TASK DESCRIPTION
Tally the lines containing the word "styles" and give the total alone.

GIVEN MATERIAL
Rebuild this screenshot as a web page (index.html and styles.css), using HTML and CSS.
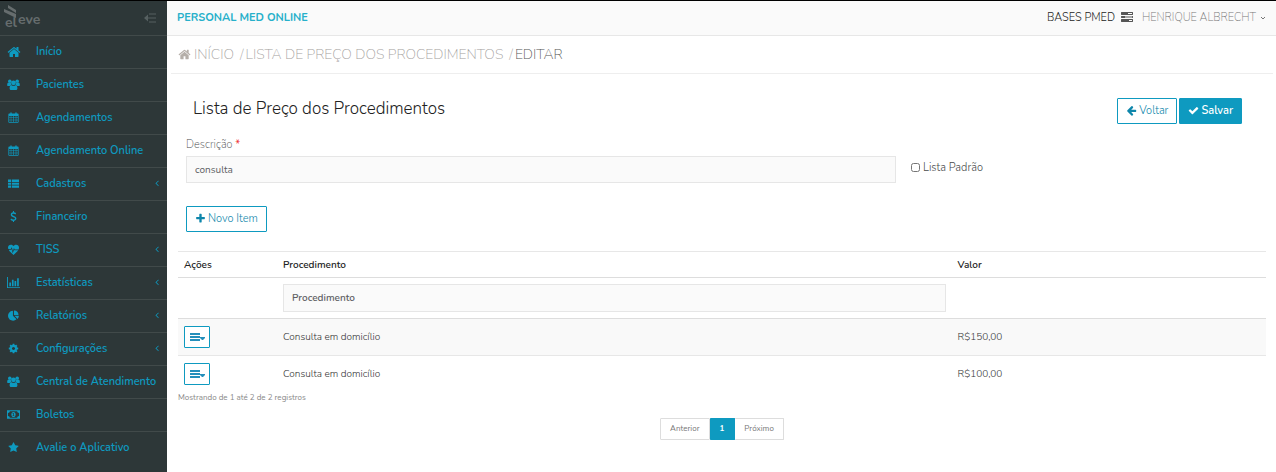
FILE: index.html
```html
<!DOCTYPE html>
<html lang="pt-BR">
<head>
<meta charset="utf-8">
<meta name="viewport" content="width=device-width, initial-scale=1">
<title>Personal Med Online</title>
<link rel="stylesheet" href="styles.css">
</head>
<body>
<svg class="sprite" aria-hidden="true">
  <symbol id="home" viewBox="0 0 1792 1792"><path d="M1472 992v480q0 26-19 45t-45 19h-384v-384h-256v384h-384q-26 0-45-19t-19-45v-480q0-1 .5-3t.5-3l575-474 575 474q1 2 1 6zm223-69l-62 74q-8 9-21 11h-3q-13 0-21-7l-692-577-692 577q-12 8-24 7-13-2-21-11l-62-74q-8-10-7-23.500t11-21.500l719-599q32-26 76-26t76 26l244 204v-195q0-14 9-23t23-9h192q14 0 23 9t9 23v408l219 182q10 8 11 21.500t-7 23.500z"/></symbol>
  <symbol id="users" viewBox="0 0 14 14"><circle cx="3" cy="3.400" r="1.900"/><circle cx="11" cy="3.400" r="1.900"/><path d="M.2 7.800c0-1.800.5-2.900 1.300-2.900 1 .7 2 .7 2.700.4 0 1.100.3 1.900.9 2.500-.9 0-1.600.3-2.100.9H1.300c-.7 0-1.100-.3-1.100-.9zM13.800 7.800c0-1.800-.5-2.900-1.300-2.900-1 .7-2 .7-2.700.4 0 1.100-.3 1.900-.9 2.500.9 0 1.600.3 2.100.9h1.700c.7 0 1.100-.3 1.100-.9z"/><circle cx="7" cy="5.200" r="2.600"/><path d="M2.800 11.200c0-2 .7-3.300 2-3.300 1.400 1.100 3 1.100 4.400 0 1.300 0 2 1.300 2 3.300 0 1-.6 1.600-1.600 1.600H4.400c-1 0-1.600-.6-1.600-1.600z"/></symbol>
  <symbol id="calendar" viewBox="0 0 14 14"><path fill-rule="evenodd" d="M1.500 2H3V1.200C3 .5 3.300.2 3.800.2s.9.300.9 1V2h4.600v-.8c0-.7.300-1 .9-1s.8.300.8 1V2h1.500c.6 0 1 .4 1 1v9.800c0 .6-.4 1-1 1h-11c-.6 0-1-.4-1-1V3c0-.6.400-1 1-1zM1.500 5v2h2V5zm2.700 0v2h2.400V5zm3.200 0v2h2.400V5zm3.200 0v2h1.900V5zM1.500 7.700v2.200h2V7.700zm2.700 0v2.200h2.400V7.700zm3.200 0v2.200h2.400V7.700zm3.200 0v2.200h1.900V7.700zM1.500 10.600v2.200h2v-2.200zm2.700 0v2.200h2.400v-2.200zm3.200 0v2.200h2.400v-2.200zm3.200 0v2.200h1.900v-2.200z"/></symbol>
  <symbol id="list" viewBox="0 0 14 14"><path d="M0 2h4v3H0zM5 2h9v3H5zM0 6h4v2.600H0zM5 6h9v2.600H5zM0 9.600h4v2.800H0zM5 9.600h9v2.800H5z"/></symbol>
  <symbol id="dollar" viewBox="0 0 14 14"><path d="M6.300 0h1.300v1.700c1.100.1 2 .5 2.700 1.100l-.8 1.500c-.8-.6-1.600-.9-2.500-.9-1 0-1.700.5-1.700 1.200 0 .8.600 1.100 2.200 1.700 2 .7 3.200 1.500 3.200 3.300 0 1.600-1.200 2.700-3.100 3V14H6.300v-1.400c-1.300-.1-2.400-.6-3.200-1.400l1-1.500c.9.800 1.800 1.200 2.900 1.200 1.200 0 1.900-.5 1.900-1.300 0-.9-.8-1.200-2.300-1.800C4.700 7.100 3.500 6.400 3.500 4.700c0-1.500 1.100-2.700 2.800-3z"/></symbol>
  <symbol id="heartbeat" viewBox="0 0 14 14"><path d="M7 2.600C5.900 1 4.700.8 3.700.8 1.500.8 0 2.300 0 4.500c0 .7.200 1.300.4 1.900h3.200L4.800 4l1.400 5 1.400-4 .9 2h5c.3-.8.500-1.600.5-2.500C14 2.300 12.500.8 10.300.8 9.300.8 8.100 1 7 2.600z"/><path d="M1 7.400h3.200l.5-1L6 11.800l1.700-4.500.2.700H13c-.3.400-.6.800-1 1.200l-5 4.700-5-4.800c-.4-.4-.8-1-1-1.700z"/></symbol>
  <symbol id="chart" viewBox="0 0 14 14"><path d="M0 1h1v11h13v1H0zM2.500 7h1.800v4H2.500zM5.300 4h1.800v7H5.300zM8.100 5.500h1.800V11H8.100zM10.900 2.500h1.800V11h-1.800z"/></symbol>
  <symbol id="pie" viewBox="0 0 14 14"><path d="M6.300 1v6.300l4.500 4.500A6.300 6.300 0 1 1 6.300 1z"/><path d="M7.600.6A6 6 0 0 1 13.400 6.300H7.600zM8.300 7.400h5.500c0 1.500-.6 2.900-1.700 3.900z"/></symbol>
  <symbol id="cog" viewBox="0 0 1792 1792"><path d="M1152 896q0-106-75-181t-181-75-181 75-75 181 75 181 181 75 181-75 75-181zm512-109v222q0 12-8 23t-20 13l-185 28q-19 54-39 91 35 50 107 138 10 12 10 25t-9 23q-27 37-99 108t-94 71q-12 0-26-9l-138-108q-44 23-91 38-16 136-29 186-7 28-36 28h-222q-14 0-24.500-8.500t-11.500-21.500l-28-184q-49-16-90-37l-141 107q-10 9-25 9-14 0-25-11-126-114-165-168-7-10-7-23 0-12 8-23 15-21 51-66.500t54-70.500q-27-50-41-99l-183-27q-13-2-21-12.500t-8-23.500v-222q0-12 8-23t19-13l186-28q14-46 39-92-40-57-107-138-10-12-10-24 0-10 9-23 26-36 98.500-107.500t94.500-71.500q13 0 26 10l138 107q44-23 91-38 16-136 29-186 7-28 36-28h222q14 0 24.500 8.500t11.500 21.500l28 184q49 16 90 37l142-107q9-9 24-9 13 0 25 10 129 119 165 170 7 8 7 22 0 12-8 23-15 21-51 66.500t-54 70.500q26 50 41 98l183 28q13 2 21 12.500t8 23.500z"/></symbol>
  <symbol id="money" viewBox="0 0 14 14"><path fill-rule="evenodd" d="M0 2.500h14v9H0zM3 3.500c0 1-.8 1.800-2 1.800v3.400c1.200 0 2 .8 2 1.800h8c0-1 .8-1.800 2-1.800V5.300c-1.200 0-2-.8-2-1.800z"/><path fill-rule="evenodd" d="M7 4.200c1.500 0 2.300 1.300 2.300 2.800S8.500 9.800 7 9.800 4.700 8.500 4.700 7 5.500 4.200 7 4.200zM6.700 5.300l-.9.700.4.500.4-.3v1.900h-.7v.6h2v-.6h-.6V5.300z"/></symbol>
  <symbol id="star" viewBox="0 0 1792 1792"><path d="M1728 647q0 22-26 48l-363 354 86 500q1 7 1 20 0 21-10.500 35.500t-30.500 14.500q-19 0-40-12l-449-236-449 236q-22 12-40 12-21 0-31.500-14.500t-10.500-35.500q0-6 2-20l86-500-364-354q-25-27-25-48 0-37 56-46l502-73 225-455q19-41 49-41t49 41l225 455 502 73q56 9 56 46z"/></symbol>
  <symbol id="angle" viewBox="0 0 1792 1792"><path d="M1203 544q0 13-10 23l-393 393 393 393q10 10 10 23t-10 23l-50 50q-10 10-23 10t-23-10l-466-466q-10-10-10-23t10-23l466-466q10-10 23-10t23 10l50 50q10 10 10 23z"/></symbol>
  <symbol id="arrow" viewBox="0 0 1792 1792"><path d="M1664 896v128q0 53-32.500 90.500t-84.500 37.500h-704l293 294q38 36 38 90t-38 90l-75 76q-37 37-90 37-52 0-91-37l-651-652q-37-37-37-90 0-52 37-91l651-650q38-38 91-38 52 0 90 38l75 74q38 38 38 91t-38 91l-293 293h704q52 0 84.500 37.500t32.500 90.500z"/></symbol>
  <symbol id="check" viewBox="0 0 1792 1792"><path d="M1671 566q0 40-28 68l-724 724-136 136q-28 28-68 28t-68-28l-136-136-362-362q-28-28-28-68t28-68l136-136q28-28 68-28t68 28l294 295 656-657q28-28 68-28t68 28l136 136q28 28 28 68z"/></symbol>
  <symbol id="plus" viewBox="0 0 1792 1792"><path d="M1600 736v192q0 40-28 68t-68 28h-416v416q0 40-28 68t-68 28h-192q-40 0-68-28t-28-68v-416h-416q-40 0-68-28t-28-68v-192q0-40 28-68t68-28h416v-416q0-40 28-68t68-28h192q40 0 68 28t28 68v416h416q40 0 68 28t28 68z"/></symbol>
  <symbol id="tasks" viewBox="0 0 12 12"><path fill-rule="evenodd" d="M.5 1h11c.3 0 .5.200.5.500v2c0 .3-.2.500-.5.500H.5C.2 4 0 3.800 0 3.500v-2C0 1.200.2 1 .5 1zM7 2v1h4V2zM.5 5h11c.3 0 .5.200.5.500v1c0 .3-.2.500-.5.500H.5C.2 7 0 6.800 0 6.500v-1C0 5.200.2 5 .5 5zM4 5.500v1h7v-1zM.5 8h11c.3 0 .5.200.5.500v2c0 .3-.2.500-.5.500H.5c-.3 0-.5-.2-.5-.5v-2C0 8.200.2 8 .5 8zM8 9v1h3V9z"/></symbol>
  <symbol id="menu" viewBox="0 0 16 9"><path d="M0 0h10v2H0zM0 3h10v2H0zM0 6h10v2H0zM10 4h5v1l-2 2h-1l-2-2z"/></symbol>
</svg>

<div class="app">
  <aside class="sidebar">
    <div class="brand">
      <svg class="logo" viewBox="0 0 40 26" role="img" aria-label="eleve">
        <path d="M5 0l8 5v3L5 3zM1 4l12 5v4L1 7z"/>
        <text x="2" y="22">el</text><text x="15" y="19">eve</text>
      </svg>
      <button class="collapse" aria-label="Recolher menu"><svg viewBox="0 0 12 10"><path d="M5 .5h7v1H5zM3 4.500h9v1H3zM5 8.500h7v1H5zM0 5l4-3.500v7z"/></svg></button>
    </div>
    <nav class="nav">
      <a href="#"><svg class="icon large"><use href="#home"/></svg>Início</a>
      <a href="#"><svg class="icon"><use href="#users"/></svg>Pacientes</a>
      <a href="#"><svg class="icon small"><use href="#calendar"/></svg>Agendamentos</a>
      <a href="#"><svg class="icon small"><use href="#calendar"/></svg>Agendamento Online</a>
      <a href="#"><svg class="icon small"><use href="#list"/></svg>Cadastros<svg class="angle"><use href="#angle"/></svg></a>
      <a href="#"><svg class="icon small"><use href="#dollar"/></svg>Financeiro</a>
      <a href="#"><svg class="icon small"><use href="#heartbeat"/></svg>TISS<svg class="angle"><use href="#angle"/></svg></a>
      <a href="#"><svg class="icon"><use href="#chart"/></svg>Estatísticas<svg class="angle"><use href="#angle"/></svg></a>
      <a href="#"><svg class="icon small"><use href="#pie"/></svg>Relatórios<svg class="angle"><use href="#angle"/></svg></a>
      <a href="#"><svg class="icon small"><use href="#cog"/></svg>Configurações<svg class="angle"><use href="#angle"/></svg></a>
      <a href="#"><svg class="icon"><use href="#users"/></svg>Central de Atendimento</a>
      <a href="#"><svg class="icon"><use href="#money"/></svg>Boletos</a>
      <a href="#"><svg class="icon small"><use href="#star"/></svg>Avalie o Aplicativo</a>
    </nav>
  </aside>

  <div class="page">
    <header class="topbar">
      <a class="product" href="#">PERSONAL MED ONLINE</a>
      <span class="base">BASES PMED</span>
      <svg class="tasks"><use href="#tasks"/></svg>
      <button class="user">HENRIQUE ALBRECHT<svg class="caret" viewBox="0 0 6 6"><path d="M1 2l2 2 2-2"/></svg></button>
    </header>
    <nav class="crumbs" aria-label="Trilha">
      <svg class="icon"><use href="#home"/></svg>
      <a href="#">INÍCIO</a><span class="slash">/</span><a href="#">LISTA DE PREÇO DOS PROCEDIMENTOS</a><span class="slash">/</span><span class="current">EDITAR</span>
    </nav>

    <main class="content">
      <div class="heading">
        <h1>Lista de Preço dos Procedimentos</h1>
        <div class="actions">
          <button class="btn"><svg><use href="#arrow"/></svg>Voltar</button>
          <button class="btn primary"><svg><use href="#check"/></svg>Salvar</button>
        </div>
      </div>
      <form class="form">
        <div class="field">
          <label for="descricao">Descrição <span class="required">*</span></label>
          <input class="text" id="descricao" type="text" value="consulta">
        </div>
        <label class="check"><input type="checkbox">Lista Padrão</label>
      </form>
      <button class="btn new"><svg><use href="#plus"/></svg>Novo Item</button>

      <table class="table">
        <colgroup><col class="col-actions"><col class="col-name"><col></colgroup>
        <thead>
          <tr><th>Ações</th><th>Procedimento</th><th>Valor</th></tr>
          <tr class="filter"><td></td><td><input class="text" type="text" placeholder="Procedimento" aria-label="Procedimento"></td><td></td></tr>
        </thead>
        <tbody>
          <tr><td><button class="row-menu" aria-label="Ações"><svg><use href="#menu"/></svg></button></td><td>Consulta em domicílio</td><td>R$150,00</td></tr>
          <tr><td><button class="row-menu" aria-label="Ações"><svg><use href="#menu"/></svg></button></td><td>Consulta em domicílio</td><td>R$100,00</td></tr>
        </tbody>
      </table>
      <p class="info">Mostrando de 1 até 2 de 2 registros</p>
      <nav class="pager" aria-label="Paginação">
        <a href="#">Anterior</a><a class="active" href="#">1</a><a href="#">Próximo</a>
      </nav>
    </main>
  </div>
</div>
</body>
</html>
```

FILE: styles.css
```css
* { box-sizing: border-box; }
body {
  margin: 0;
  font-family: Nunito, "Noto Sans", "Open Sans", sans-serif;
  font-size: 10px;
  line-height: 14px;
  color: #48494b;
  background: #fff;
}
a { color: inherit; text-decoration: none; }
button, input { font: inherit; color: inherit; margin: 0; }
button { cursor: pointer; }
svg { fill: currentColor; flex: none; }
.sprite { display: none; }

.app { display: flex; min-height: 100vh; border-top: 1px solid #000; }
.sidebar { width: 167px; flex: none; background: #2d3738; color: #0e9ac0; }
.brand {
  display: flex;
  align-items: center;
  justify-content: space-between;
  height: 34px;
  padding: 0 11px 0 3px;
  color: #666d6e;
}
.logo { width: 40px; height: 26px; }
.logo text { font: bold 14px Nunito, "Noto Sans", sans-serif; }
.collapse { display: flex; padding: 0; border: 0; background: none; color: #566061; }
.collapse svg { width: 12px; height: 10px; }
.nav a {
  display: flex;
  align-items: center;
  height: 33px;
  padding: 0 5px 0 7px;
  border-top: 1px solid #414a4a;
  font-size: 11px;
  font-weight: 600;
}
.nav .icon { width: 13px; height: 13px; margin: 0 16px 2px 0; }
.nav .small { width: 11px; height: 11px; margin: 0 17px 1px 1px; }
.nav .large { width: 14px; height: 14px; margin: 0 15px 1px 0; }
.nav .angle { width: 10px; height: 10px; margin: 0 0 2px auto; }

.page { flex: 1; min-width: 0; }
.topbar {
  display: flex;
  align-items: center;
  height: 35px;
  padding: 0 10px;
  background: #fafafa;
  border-bottom: 1px solid #e7e7e7;
  font-size: 11px;
}
.product { margin-right: auto; color: #27b0ca; font-weight: 700; }
.base { color: #222; font-weight: 300; }
.tasks { width: 12px; height: 12px; margin: 0 9px 3px 6px; color: #555; }
.user { display: flex; align-items: center; gap: 4px; padding: 0; border: 0; background: none; color: #777; font-weight: 200; }
.caret { width: 6px; height: 6px; fill: none; stroke: #777; }

.crumbs {
  display: flex;
  align-items: center;
  height: 38px;
  margin: 0 3px 0 4px;
  padding: 0 7px;
  border-bottom: 1px solid #eee;
  color: #a5a2a0;
  font-size: 14px;
  font-weight: 200;
}
.crumbs .icon { width: 13px; height: 13px; margin-right: 3px; color: #b5afa9; }
.slash { margin: 0 2px 0 6px; }
.current { color: #555; }

.content { padding: 24px 10px 0 11px; }
.heading { display: flex; justify-content: space-between; padding: 0 24px 0 15px; }
h1 { margin: 0; font-size: 17px; line-height: 22px; font-weight: 300; color: #222; }
.actions { display: flex; gap: 2px; }
.btn {
  display: inline-flex;
  align-items: center;
  justify-content: center;
  gap: 2px;
  height: 26px;
  padding: 0 8px;
  border: 1px solid #0e9ac0;
  border-radius: 1px;
  background: #fff;
  color: #0e86ab;
  font-size: 11px;
  font-weight: 300;
}
.btn svg { width: 11px; height: 11px; margin-bottom: 2px; }
.primary { background: #0e9ac0; color: #fff; font-weight: 600; }
.form { display: grid; grid-template-columns: 2fr 1fr; column-gap: 15px; padding: 12px 0 0 8px; }
.field label { display: block; height: 20px; line-height: 18px; font-size: 11px; font-weight: 200; }
.required { color: #e33; font-weight: 400; }
.text {
  display: block;
  width: 100%;
  height: 27px;
  padding: 0 8px;
  border: 1px solid #e6e6e6;
  border-radius: 0;
  background: #fafafa;
  color: #606064;
}
.check { display: flex; align-items: center; gap: 3px; height: 24px; margin-top: 20px; font-size: 11px; font-weight: 300; }
.check input { width: 9px; height: 9px; margin-bottom: 1px; }
.new { display: flex; width: max-content; margin: 23px 0 19px 8px; }

.table { width: 100%; table-layout: fixed; border-collapse: collapse; border-top: 1px solid #e7e7e7; }
.col-actions { width: 9.1%; }
.col-name { width: 62%; }
.table th, .table td { padding: 0 6px; text-align: left; vertical-align: middle; }
.table th { height: 26px; font-weight: 600; color: #222; }
.table thead tr { border-bottom: 1px solid #ddd; }
.table .filter td { height: 41px; }
.table .filter .text { height: 28px; font-weight: 600; }
.filter .text::placeholder { color: #606064; opacity: 1; }
.table tbody td { height: 37px; font-weight: 300; color: #333; }
.table tbody tr:first-child { background: #f9f9f9; border-bottom: 1px solid #e7e7e7; }
.row-menu {
  display: flex;
  align-items: center;
  width: 26px;
  height: 22px;
  padding: 0 4px 0 5px;
  border: 1px solid #0e9ac0;
  border-radius: 1px;
  background: #fff;
  color: #258fbb;
}
.row-menu svg { width: 16px; height: 9px; }
.info { margin: 0; line-height: 10px; font-size: 8px; color: #888; }
.pager { display: flex; justify-content: center; margin-top: 15px; font-size: 8px; color: #777; }
.pager a { display: flex; align-items: center; height: 22px; padding: 0 9px; border: 1px solid #ddd; border-radius: 1px; }
.pager .active { padding: 0 10px; border-color: #0e9ac0; background: #0e9ac0; color: #fff; font-weight: 700; }
.pager a + a { border-left: 0; }
```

THE RESULT
3